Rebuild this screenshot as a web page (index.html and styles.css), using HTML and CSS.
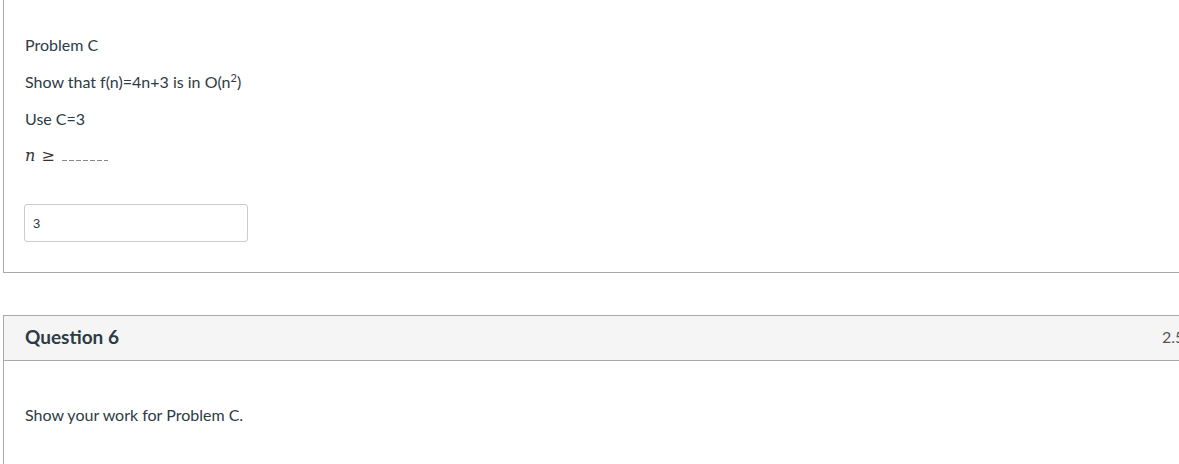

...

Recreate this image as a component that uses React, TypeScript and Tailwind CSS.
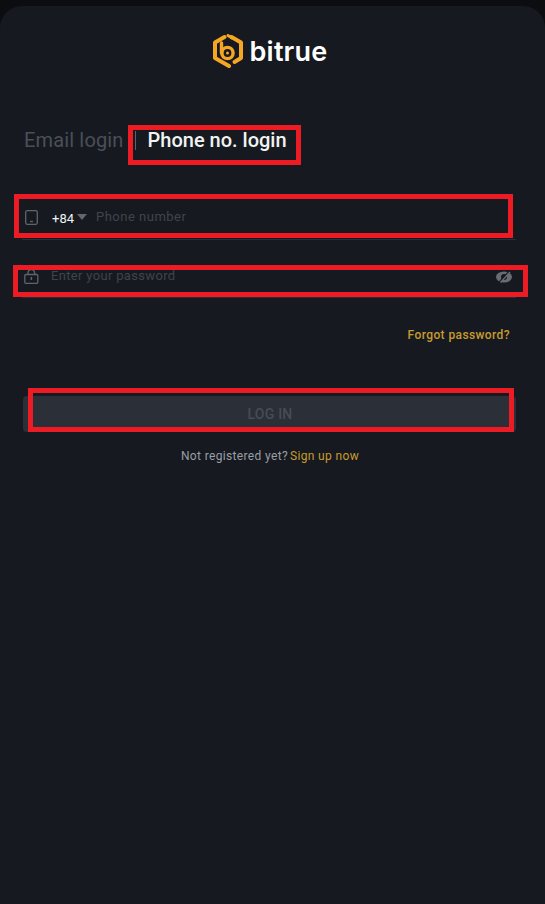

* * *

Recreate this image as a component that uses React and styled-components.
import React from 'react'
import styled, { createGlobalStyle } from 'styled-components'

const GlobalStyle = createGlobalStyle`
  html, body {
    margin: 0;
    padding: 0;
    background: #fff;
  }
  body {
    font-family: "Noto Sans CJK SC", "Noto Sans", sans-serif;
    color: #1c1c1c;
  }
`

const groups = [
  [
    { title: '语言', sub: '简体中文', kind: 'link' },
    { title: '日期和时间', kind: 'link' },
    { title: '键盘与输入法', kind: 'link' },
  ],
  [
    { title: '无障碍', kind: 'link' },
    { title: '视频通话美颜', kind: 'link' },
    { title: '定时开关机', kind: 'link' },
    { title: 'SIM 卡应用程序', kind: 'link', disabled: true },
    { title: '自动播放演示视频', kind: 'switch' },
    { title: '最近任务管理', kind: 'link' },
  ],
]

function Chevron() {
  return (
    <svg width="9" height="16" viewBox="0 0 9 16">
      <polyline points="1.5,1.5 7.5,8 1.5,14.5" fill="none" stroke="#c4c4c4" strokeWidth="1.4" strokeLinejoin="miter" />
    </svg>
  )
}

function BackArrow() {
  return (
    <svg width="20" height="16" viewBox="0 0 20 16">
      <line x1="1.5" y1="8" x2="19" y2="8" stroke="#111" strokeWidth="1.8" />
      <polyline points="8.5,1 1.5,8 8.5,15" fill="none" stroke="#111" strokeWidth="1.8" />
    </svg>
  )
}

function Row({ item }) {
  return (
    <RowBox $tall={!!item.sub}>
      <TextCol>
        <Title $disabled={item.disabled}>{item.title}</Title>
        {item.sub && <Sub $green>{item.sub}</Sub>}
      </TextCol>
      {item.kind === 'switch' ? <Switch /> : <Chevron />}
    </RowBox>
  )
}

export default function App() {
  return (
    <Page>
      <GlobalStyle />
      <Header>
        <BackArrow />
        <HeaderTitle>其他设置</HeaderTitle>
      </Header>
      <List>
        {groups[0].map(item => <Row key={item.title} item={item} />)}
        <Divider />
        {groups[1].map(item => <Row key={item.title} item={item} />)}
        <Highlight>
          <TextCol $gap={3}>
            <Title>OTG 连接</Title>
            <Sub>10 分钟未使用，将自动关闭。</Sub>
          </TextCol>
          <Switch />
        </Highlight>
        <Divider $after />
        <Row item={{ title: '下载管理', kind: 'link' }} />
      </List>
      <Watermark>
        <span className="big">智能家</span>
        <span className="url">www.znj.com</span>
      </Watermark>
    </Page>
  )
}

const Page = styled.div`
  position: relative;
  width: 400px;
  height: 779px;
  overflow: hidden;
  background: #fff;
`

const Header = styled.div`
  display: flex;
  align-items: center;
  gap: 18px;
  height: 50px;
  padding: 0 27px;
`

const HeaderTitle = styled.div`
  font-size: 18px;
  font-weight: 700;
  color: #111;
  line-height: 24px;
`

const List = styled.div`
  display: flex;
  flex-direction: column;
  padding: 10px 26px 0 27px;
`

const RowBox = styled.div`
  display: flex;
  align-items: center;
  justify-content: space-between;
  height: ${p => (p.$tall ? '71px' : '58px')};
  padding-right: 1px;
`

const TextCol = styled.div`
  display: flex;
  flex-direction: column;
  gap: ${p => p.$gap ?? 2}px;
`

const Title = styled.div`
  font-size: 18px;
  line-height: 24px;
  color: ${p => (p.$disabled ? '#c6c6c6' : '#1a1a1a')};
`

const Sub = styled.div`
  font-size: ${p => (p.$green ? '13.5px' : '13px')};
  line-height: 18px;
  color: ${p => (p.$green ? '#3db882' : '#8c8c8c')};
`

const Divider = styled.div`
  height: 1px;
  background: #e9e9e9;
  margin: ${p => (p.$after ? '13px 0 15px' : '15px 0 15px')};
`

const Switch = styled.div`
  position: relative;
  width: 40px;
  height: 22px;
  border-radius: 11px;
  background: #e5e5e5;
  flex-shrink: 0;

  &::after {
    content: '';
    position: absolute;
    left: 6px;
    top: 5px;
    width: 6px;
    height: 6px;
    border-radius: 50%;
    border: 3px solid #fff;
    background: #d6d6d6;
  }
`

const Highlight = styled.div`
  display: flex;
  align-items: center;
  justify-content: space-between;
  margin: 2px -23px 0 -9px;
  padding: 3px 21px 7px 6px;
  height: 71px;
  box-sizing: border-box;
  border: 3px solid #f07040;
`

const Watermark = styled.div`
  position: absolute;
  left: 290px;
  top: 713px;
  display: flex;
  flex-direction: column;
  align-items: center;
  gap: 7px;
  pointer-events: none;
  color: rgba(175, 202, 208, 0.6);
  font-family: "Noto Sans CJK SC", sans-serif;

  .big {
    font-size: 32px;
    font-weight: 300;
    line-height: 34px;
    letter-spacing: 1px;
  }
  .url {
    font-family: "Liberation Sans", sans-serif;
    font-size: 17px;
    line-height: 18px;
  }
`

* [STATED TASK]:
Copy whichever lines in the listing above contain the word "Recreate".

* [RESULT BELOW]:
Recreate this image as a component that uses React, TypeScript and Tailwind CSS.
Recreate this image as a component that uses React and styled-components.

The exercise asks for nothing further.